(Recorded data)

------------------------------------------------

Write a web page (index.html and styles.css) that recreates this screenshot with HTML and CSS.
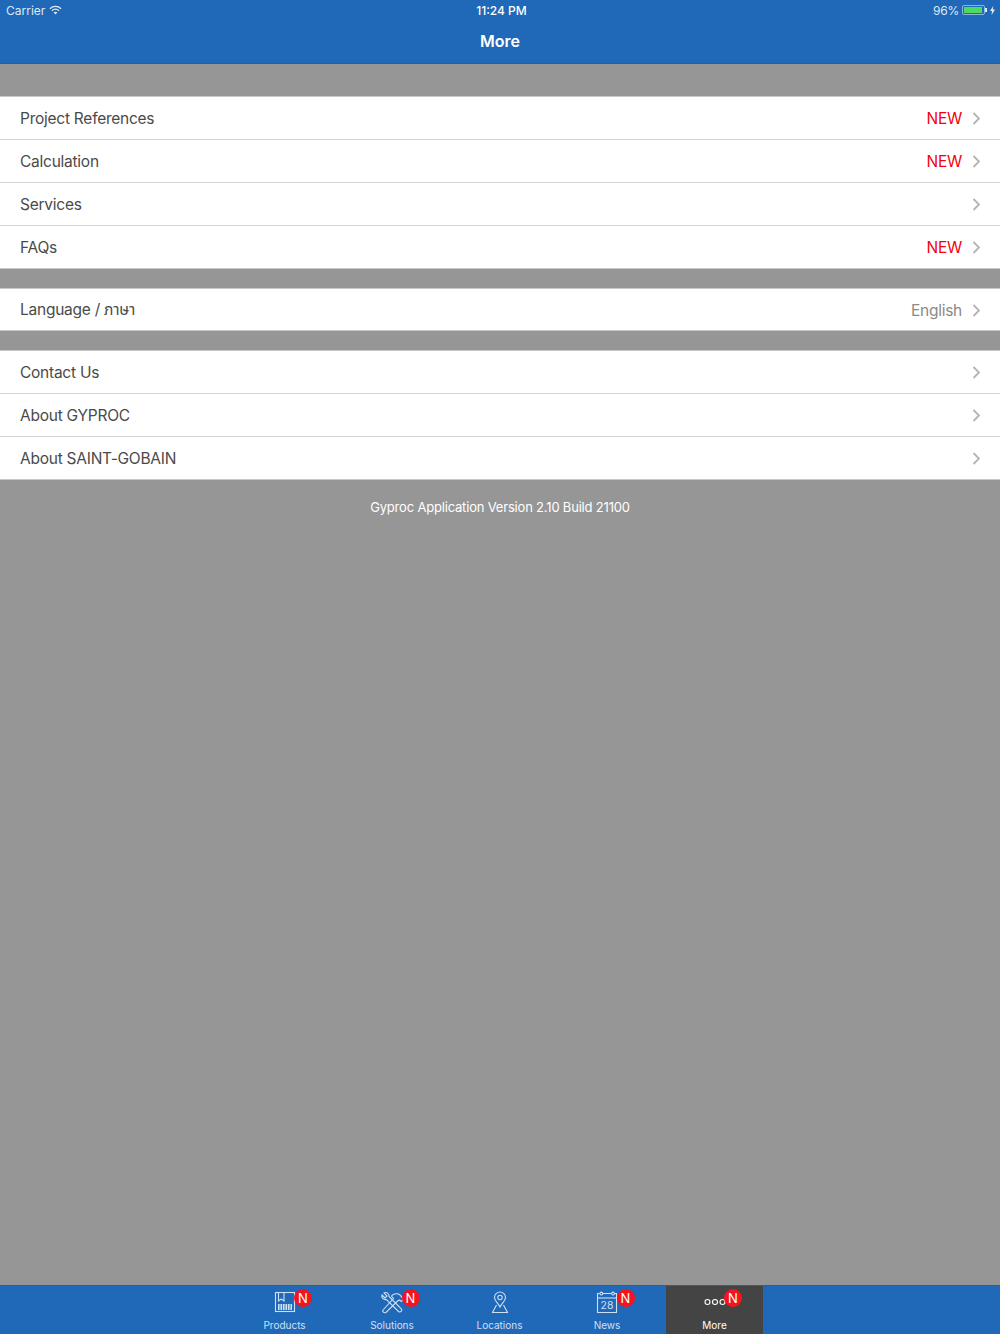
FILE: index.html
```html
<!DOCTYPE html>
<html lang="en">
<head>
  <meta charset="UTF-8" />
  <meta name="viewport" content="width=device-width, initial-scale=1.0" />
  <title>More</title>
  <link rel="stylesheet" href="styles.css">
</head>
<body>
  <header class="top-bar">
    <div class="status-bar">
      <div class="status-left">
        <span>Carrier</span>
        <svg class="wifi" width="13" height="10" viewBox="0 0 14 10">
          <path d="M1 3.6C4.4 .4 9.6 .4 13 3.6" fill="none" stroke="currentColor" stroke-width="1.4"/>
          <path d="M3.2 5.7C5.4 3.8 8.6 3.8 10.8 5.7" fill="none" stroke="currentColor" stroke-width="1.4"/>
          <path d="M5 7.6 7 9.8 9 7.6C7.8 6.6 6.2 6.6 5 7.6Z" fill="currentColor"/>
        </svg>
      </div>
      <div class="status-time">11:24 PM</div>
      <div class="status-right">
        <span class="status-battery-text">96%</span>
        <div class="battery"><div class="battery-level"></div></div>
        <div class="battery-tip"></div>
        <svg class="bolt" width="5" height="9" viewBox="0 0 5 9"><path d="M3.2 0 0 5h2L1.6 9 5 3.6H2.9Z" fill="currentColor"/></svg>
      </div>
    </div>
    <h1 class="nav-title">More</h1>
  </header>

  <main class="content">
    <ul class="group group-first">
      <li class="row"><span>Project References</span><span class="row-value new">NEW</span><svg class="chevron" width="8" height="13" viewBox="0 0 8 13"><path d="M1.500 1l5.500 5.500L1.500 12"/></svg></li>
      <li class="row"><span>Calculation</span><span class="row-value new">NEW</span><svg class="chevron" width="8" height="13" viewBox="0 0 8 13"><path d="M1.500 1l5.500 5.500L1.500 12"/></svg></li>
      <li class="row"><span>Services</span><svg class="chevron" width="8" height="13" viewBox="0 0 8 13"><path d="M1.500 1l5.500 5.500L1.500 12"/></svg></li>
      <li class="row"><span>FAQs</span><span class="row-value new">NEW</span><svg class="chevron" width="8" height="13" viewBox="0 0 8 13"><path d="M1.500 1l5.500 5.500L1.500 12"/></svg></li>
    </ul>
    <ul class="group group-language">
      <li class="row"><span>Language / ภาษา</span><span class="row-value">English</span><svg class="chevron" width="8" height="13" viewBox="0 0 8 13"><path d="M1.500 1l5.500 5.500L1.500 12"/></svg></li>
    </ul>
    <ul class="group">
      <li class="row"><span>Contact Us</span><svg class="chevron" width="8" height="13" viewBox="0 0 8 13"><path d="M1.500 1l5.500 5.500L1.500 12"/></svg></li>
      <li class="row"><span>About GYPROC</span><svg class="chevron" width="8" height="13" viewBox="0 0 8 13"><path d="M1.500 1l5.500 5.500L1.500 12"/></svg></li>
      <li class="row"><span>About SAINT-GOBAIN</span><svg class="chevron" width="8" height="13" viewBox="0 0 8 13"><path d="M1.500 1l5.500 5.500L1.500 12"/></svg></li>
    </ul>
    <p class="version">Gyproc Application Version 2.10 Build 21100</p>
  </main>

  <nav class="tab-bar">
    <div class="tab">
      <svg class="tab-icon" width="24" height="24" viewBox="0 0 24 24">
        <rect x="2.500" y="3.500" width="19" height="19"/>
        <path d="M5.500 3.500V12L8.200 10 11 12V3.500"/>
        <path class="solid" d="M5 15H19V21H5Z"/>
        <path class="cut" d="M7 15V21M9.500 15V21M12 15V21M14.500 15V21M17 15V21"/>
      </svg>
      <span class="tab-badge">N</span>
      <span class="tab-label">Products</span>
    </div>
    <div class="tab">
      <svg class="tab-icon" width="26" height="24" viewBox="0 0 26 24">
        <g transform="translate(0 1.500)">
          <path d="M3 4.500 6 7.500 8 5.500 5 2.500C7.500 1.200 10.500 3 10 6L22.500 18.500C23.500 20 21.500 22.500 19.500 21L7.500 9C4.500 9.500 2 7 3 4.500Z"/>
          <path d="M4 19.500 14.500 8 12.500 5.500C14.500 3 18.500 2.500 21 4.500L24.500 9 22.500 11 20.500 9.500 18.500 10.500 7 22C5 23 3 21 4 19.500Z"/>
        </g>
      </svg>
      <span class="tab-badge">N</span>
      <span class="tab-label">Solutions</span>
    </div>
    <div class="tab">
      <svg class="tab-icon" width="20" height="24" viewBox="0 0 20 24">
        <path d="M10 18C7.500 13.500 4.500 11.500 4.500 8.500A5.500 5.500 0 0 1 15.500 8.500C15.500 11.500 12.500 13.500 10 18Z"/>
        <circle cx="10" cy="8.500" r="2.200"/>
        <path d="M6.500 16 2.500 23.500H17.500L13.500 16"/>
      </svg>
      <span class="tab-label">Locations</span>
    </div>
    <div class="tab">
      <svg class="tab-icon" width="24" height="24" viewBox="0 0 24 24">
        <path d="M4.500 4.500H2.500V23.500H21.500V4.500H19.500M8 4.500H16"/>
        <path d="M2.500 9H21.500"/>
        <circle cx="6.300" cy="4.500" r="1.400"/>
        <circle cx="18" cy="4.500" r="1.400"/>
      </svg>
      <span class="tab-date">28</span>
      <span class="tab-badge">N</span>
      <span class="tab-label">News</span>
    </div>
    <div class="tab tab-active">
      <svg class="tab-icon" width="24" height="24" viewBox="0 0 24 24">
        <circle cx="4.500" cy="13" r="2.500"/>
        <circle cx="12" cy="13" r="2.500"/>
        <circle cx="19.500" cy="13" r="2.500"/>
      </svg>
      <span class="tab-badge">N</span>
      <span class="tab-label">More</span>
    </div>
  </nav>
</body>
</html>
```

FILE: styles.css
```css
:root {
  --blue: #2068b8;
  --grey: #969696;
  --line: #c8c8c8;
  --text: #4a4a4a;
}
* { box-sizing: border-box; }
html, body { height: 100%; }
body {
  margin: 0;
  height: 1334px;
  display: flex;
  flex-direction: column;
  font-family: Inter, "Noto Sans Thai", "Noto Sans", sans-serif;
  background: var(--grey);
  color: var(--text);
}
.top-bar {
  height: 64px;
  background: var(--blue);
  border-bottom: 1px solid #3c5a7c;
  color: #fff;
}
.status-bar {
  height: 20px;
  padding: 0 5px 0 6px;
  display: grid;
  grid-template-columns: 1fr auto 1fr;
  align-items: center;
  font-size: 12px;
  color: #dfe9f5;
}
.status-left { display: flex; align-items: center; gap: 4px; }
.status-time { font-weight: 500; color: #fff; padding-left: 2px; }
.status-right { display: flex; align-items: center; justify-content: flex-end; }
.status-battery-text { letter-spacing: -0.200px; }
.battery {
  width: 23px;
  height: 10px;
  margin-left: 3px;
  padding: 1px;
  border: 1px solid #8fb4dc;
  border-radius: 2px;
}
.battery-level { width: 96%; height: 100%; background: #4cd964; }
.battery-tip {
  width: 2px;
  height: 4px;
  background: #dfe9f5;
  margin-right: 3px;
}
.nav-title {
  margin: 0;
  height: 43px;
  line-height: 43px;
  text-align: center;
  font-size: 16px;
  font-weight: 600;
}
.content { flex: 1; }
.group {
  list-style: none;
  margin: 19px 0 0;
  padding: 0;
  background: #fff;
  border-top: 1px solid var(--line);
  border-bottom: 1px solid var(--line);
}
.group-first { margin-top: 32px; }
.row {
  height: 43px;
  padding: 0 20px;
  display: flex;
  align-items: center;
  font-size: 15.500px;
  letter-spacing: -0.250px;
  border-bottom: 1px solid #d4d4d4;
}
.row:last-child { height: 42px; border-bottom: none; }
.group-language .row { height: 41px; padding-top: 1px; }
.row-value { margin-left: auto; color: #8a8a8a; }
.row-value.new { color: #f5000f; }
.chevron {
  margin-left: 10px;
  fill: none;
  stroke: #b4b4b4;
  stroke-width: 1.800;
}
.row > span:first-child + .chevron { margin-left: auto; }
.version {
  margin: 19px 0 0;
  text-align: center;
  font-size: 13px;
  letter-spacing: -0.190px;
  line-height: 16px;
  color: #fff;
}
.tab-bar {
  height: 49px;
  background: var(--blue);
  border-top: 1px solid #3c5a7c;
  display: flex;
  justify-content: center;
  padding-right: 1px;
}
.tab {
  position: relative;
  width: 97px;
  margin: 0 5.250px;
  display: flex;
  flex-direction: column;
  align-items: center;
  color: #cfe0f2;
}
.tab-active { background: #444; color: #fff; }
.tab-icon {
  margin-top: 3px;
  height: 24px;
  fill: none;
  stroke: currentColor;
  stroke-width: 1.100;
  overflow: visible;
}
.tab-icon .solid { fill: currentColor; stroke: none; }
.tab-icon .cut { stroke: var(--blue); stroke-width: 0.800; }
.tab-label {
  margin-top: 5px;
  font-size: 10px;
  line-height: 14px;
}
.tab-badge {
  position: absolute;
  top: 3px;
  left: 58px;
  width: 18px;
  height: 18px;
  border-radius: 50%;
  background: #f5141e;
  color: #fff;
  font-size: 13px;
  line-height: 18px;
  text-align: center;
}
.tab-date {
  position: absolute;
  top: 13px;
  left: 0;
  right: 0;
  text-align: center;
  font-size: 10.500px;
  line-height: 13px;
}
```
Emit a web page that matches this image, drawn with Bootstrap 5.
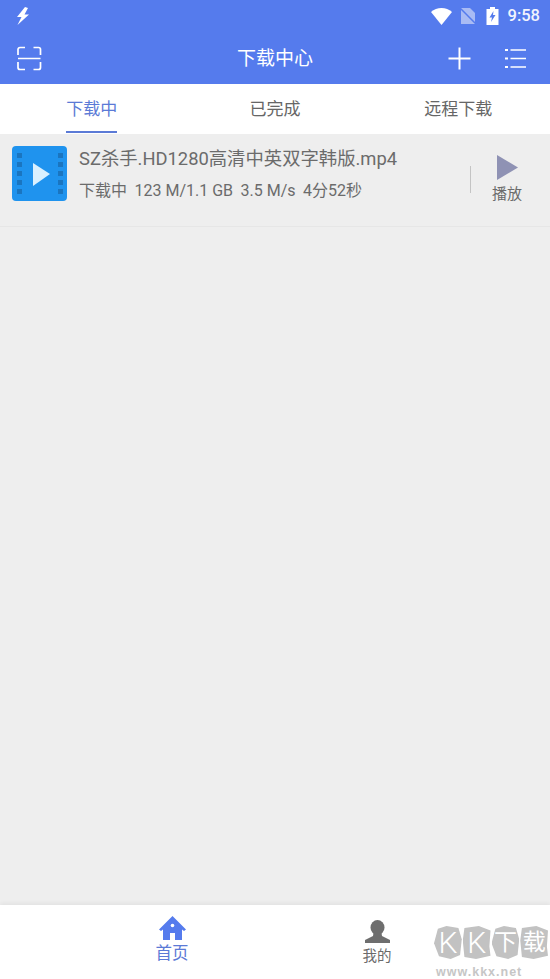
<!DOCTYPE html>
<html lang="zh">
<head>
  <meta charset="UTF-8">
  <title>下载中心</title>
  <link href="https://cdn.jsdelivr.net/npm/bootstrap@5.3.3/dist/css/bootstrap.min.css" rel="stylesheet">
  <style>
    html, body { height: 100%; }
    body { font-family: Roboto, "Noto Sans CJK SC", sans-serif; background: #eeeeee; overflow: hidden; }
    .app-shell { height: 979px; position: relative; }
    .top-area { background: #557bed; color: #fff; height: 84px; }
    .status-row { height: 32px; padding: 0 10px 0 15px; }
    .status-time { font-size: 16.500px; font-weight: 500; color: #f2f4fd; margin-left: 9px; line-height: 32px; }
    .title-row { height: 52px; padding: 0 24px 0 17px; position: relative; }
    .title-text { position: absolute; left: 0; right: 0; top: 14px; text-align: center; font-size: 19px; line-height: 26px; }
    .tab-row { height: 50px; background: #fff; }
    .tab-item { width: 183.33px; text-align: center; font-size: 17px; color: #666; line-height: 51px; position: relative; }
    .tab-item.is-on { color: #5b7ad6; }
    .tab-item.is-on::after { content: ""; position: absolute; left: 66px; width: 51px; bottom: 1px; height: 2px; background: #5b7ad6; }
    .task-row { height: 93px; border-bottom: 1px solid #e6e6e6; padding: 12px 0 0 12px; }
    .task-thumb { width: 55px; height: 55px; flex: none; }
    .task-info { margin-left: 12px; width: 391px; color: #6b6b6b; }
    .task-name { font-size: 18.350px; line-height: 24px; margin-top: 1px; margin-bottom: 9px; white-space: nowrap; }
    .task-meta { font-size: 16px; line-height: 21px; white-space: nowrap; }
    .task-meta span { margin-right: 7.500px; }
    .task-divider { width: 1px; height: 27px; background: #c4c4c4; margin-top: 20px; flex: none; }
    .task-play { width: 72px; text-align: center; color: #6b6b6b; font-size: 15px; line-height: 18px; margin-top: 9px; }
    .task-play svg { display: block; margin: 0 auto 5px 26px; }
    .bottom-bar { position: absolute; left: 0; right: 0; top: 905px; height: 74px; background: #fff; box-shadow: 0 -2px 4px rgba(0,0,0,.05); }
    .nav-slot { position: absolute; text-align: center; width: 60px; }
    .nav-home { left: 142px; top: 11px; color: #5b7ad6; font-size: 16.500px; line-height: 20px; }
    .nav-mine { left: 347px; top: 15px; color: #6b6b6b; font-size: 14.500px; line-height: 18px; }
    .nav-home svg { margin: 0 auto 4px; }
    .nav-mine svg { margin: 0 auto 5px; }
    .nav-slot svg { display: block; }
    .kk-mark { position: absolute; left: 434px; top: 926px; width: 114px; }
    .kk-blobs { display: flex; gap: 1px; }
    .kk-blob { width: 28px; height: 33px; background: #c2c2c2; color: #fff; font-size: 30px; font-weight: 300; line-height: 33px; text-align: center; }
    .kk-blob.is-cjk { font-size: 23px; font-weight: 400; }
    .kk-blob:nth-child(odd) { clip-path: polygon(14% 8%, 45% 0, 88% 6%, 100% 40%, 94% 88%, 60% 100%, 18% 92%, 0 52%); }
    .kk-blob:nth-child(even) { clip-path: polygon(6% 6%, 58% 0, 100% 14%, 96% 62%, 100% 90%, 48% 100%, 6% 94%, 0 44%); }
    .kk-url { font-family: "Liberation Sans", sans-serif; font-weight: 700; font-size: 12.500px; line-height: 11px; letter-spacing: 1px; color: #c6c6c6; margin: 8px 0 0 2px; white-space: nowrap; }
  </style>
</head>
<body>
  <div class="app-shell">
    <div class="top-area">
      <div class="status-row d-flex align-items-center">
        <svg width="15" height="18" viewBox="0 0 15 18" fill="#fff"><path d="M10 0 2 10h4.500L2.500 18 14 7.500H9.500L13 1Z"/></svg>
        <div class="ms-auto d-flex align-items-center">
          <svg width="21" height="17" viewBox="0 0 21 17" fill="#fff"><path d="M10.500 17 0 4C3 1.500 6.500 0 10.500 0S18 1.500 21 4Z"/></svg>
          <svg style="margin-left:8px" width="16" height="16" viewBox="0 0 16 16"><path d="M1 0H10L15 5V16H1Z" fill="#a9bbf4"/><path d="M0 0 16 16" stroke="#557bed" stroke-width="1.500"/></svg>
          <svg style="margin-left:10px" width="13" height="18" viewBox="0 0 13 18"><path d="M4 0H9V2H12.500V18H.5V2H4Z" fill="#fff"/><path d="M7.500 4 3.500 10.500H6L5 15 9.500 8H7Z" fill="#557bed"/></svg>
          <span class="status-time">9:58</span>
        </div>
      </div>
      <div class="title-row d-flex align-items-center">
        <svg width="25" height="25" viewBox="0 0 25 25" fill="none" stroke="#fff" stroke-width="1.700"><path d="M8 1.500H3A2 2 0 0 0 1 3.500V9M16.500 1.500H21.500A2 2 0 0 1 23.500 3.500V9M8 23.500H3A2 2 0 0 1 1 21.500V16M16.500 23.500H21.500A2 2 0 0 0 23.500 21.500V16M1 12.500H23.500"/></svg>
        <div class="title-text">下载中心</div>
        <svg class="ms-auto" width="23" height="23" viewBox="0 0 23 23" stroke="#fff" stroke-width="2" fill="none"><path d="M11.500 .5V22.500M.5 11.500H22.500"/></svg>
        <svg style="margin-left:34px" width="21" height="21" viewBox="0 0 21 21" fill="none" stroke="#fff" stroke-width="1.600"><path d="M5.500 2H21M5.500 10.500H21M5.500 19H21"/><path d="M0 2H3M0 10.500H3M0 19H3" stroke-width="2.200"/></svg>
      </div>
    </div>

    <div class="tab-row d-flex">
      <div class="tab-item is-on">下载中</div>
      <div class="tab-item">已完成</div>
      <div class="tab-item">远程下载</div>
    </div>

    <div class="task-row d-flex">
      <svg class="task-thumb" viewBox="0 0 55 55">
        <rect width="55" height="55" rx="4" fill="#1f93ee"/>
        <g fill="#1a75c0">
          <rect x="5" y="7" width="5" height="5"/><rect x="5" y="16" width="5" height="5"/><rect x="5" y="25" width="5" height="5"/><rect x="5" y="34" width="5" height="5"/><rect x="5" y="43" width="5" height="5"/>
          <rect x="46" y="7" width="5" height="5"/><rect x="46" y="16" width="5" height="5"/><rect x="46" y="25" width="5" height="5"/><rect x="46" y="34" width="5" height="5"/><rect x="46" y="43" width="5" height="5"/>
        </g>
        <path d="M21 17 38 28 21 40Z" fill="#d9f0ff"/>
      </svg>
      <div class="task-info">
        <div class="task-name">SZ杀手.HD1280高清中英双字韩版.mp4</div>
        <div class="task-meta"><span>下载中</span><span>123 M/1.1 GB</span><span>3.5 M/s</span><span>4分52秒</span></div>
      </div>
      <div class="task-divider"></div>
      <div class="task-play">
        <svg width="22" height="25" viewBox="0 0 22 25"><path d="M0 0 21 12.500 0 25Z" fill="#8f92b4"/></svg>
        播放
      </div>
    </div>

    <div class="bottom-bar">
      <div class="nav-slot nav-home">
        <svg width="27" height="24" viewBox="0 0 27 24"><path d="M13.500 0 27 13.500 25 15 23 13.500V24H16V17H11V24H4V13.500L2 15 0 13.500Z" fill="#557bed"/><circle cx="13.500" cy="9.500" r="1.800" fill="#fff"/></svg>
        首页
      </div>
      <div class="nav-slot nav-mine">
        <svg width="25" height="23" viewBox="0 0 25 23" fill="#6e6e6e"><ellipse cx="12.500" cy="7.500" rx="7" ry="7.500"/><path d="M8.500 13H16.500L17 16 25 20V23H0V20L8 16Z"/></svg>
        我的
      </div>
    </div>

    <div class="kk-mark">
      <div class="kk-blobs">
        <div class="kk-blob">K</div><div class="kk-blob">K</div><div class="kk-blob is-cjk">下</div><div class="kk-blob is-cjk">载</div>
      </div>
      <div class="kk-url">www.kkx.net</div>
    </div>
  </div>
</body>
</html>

------------------------------------------------

• _Exercise goal_
Identify each line of the material where the word "with" shows up, and copy it.

• _Written solution_
Write a web page (index.html and styles.css) that recreates this screenshot with HTML and CSS.
Emit a web page that matches this image, drawn with Bootstrap 5.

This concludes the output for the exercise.